Ao retornarmos para o sul, com o passar do tempo, fui sendo tomado pela compulsão que invade o jornalista e o historiador diante de eventos incomuns e dos comentários extraordinários. Assim, aos poucos, criei um compromisso silencioso comigo e com os tripulantes para fazer outros registros de nossas histórias. E até mesmo ampliar as fantasias de certas situações hilariantes ou trágicas. Num primeiro momento, com o auxílio da Faculdade Artes e Comunicação, da Universidade de Passo Fundo, onde sou professor, formamos uma equipe com alunos, e produzimos o DVD Dois veleiros na costa do Brasil.
Depois surgiu a idéia deste livro. Todavia, tive de buscar a solução de um problema narrativo. No início, pensei em um texto coletivo, mas desisti diante do resultado da redação. Então, busquei o método de um narrador mesmo sendo três os autores e muitas as fontes. A esteira principal foi deixada pelo diário do Adriano. Comecei a redigir com base no texto do capitão do Passatempo, permanecendo diversas de suas passagens incorporadas neste livro e todas as suas descrições. As informações suplementares do Entre Pólos foram obtidas em conversações com seu comandante. Seguidamente troquei correspondência com os dois comandantes para esclarecer dúvidas.
Esses elementos permitiram a adequação de um texto final entre o jornalismo (testemunho para experiências que não se vive) e o memorialismo, pois não estive a bordo em toda a singradura. Coloquei-me, dessa forma, como o contador de história onipresente, vivendo essa experiência por mim e através dos meus parceiros de navegada.
Nossa perspectiva possui muito de nossas coordenadas existenciais, além de recolhermos o sentimento dos costeiros, dos índios do litoral e dos antigos povoadores: aos grandes espaços de águas denominavam de “mar”; referiam-se às lagoas, aos rios caudalosos do interior do continente e às enseadas marítimas abrigadas, como “mar de dentro”; ao oceano, como “mar de fora”. No mundo ibérico, na Europa e nas colônias espanholas e portuguesas, os dois termos se incrustaram na própria geografia e denominam diversos lugares costeiros. Geralmente, o “mar de dentro” designa as localidades com águas abrigadas, e o “mar de fora”, aos oceanos e aos espaços submetidos à inclemência de seus golpes.
De certa forma, a bordo desse imaginário, somos homens de dois mares: o “de dentro” e o “de fora”. Em terra firme vivemos adstritos às águas do Guaíba, da lagoa dos Patos, da lagoa Mirim e dos grandes rios do Sul, os quais são partes do nosso “mar de dentro”, especialmente a lagoa dos Patos; o Atlântico Sul é o nosso “mar de fora”.

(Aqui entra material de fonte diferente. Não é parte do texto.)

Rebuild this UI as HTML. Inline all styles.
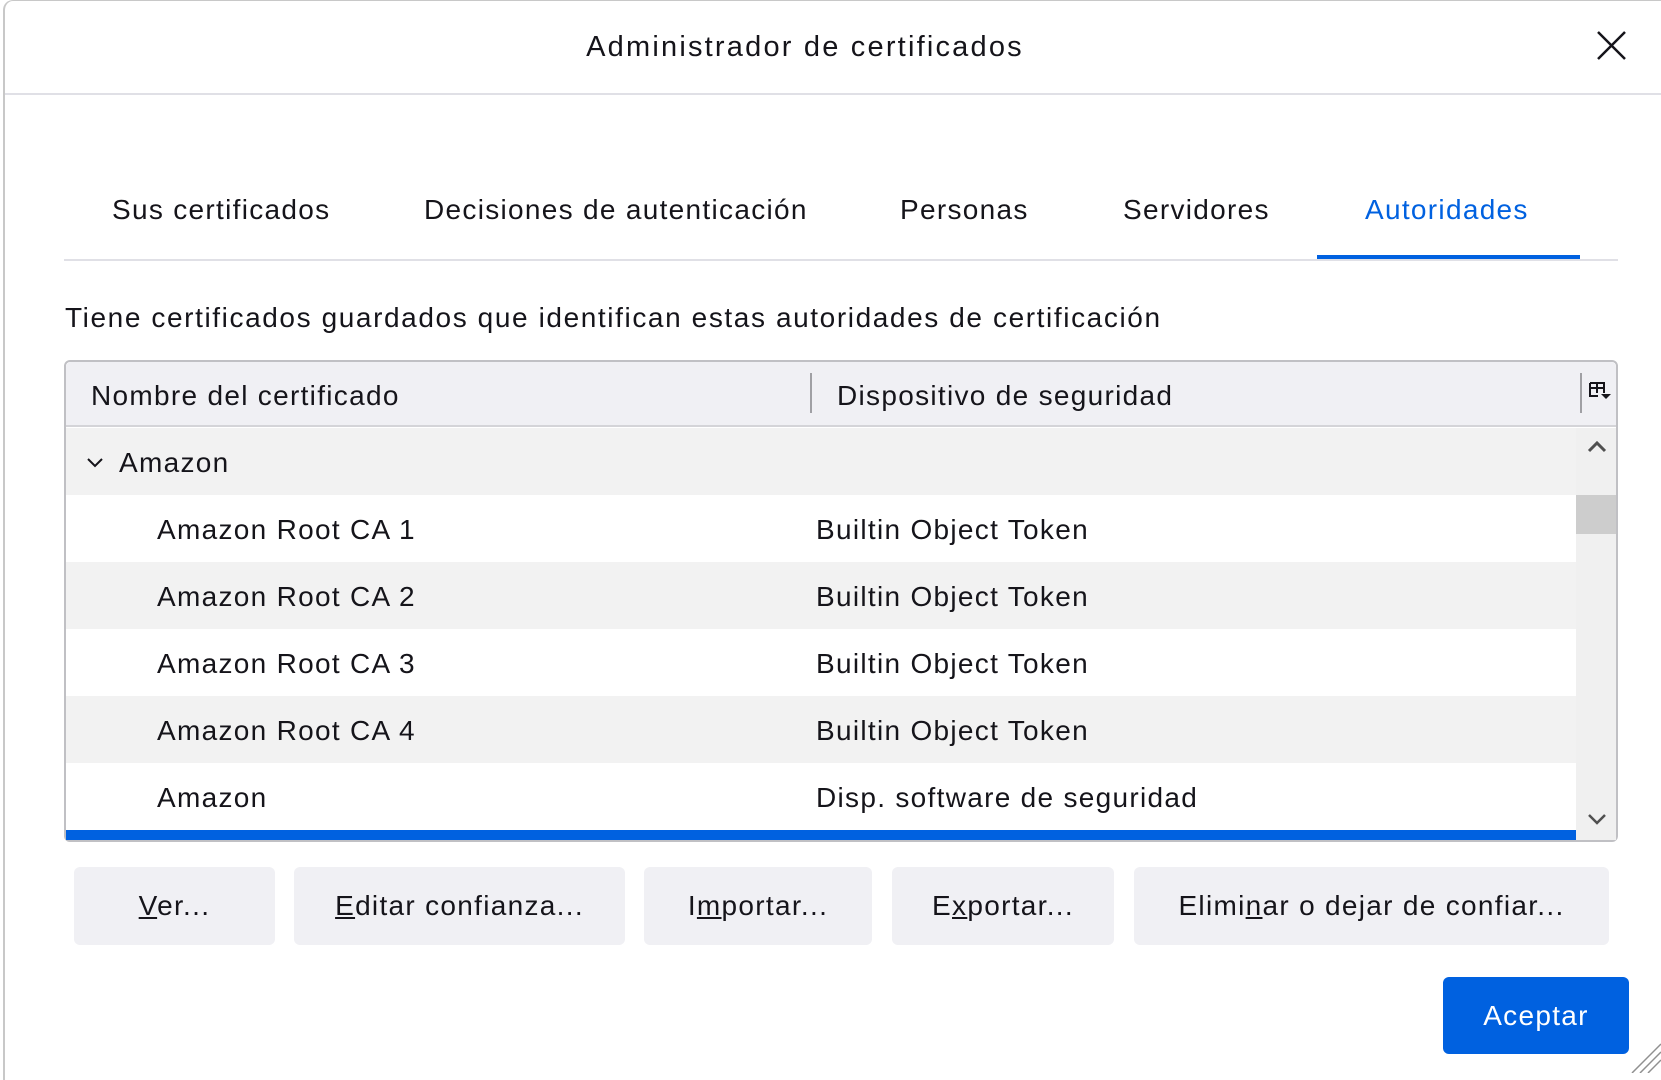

Pertencemos a um território vinculado à náutica. O nome do Estado originou-se em um rio (denominado de Jacuí, rio dos jacus, pelos índios, e de rio Grande, pelos conquistadores), e o de sua capital, em um porto. Aliás, das quatro capitais históricas, além de Porto Alegre, as vilas de Rio Grande e de Rio Pardo também eram portuárias.
Na perspectiva dessa tradição, essa é a história de dois veleiros e seus tripulantes que, em 2005, zarparam do “mar de dentro”, representado pelo rio/lago Guaíba e lagoa dos Patos, arrebentaram a barra de Rio Grande e ingressaram no “mar de fora”, no oceano, percorrendo, somente em direção ao Norte, 3.000 milhas náuticas da costa brasileira.
Nós três, os autores deste livro, e os demais protagonistas dessa aventura esperamos contribuir de alguma forma com a navegação brasileira, além de contar uma história saborosamente humana.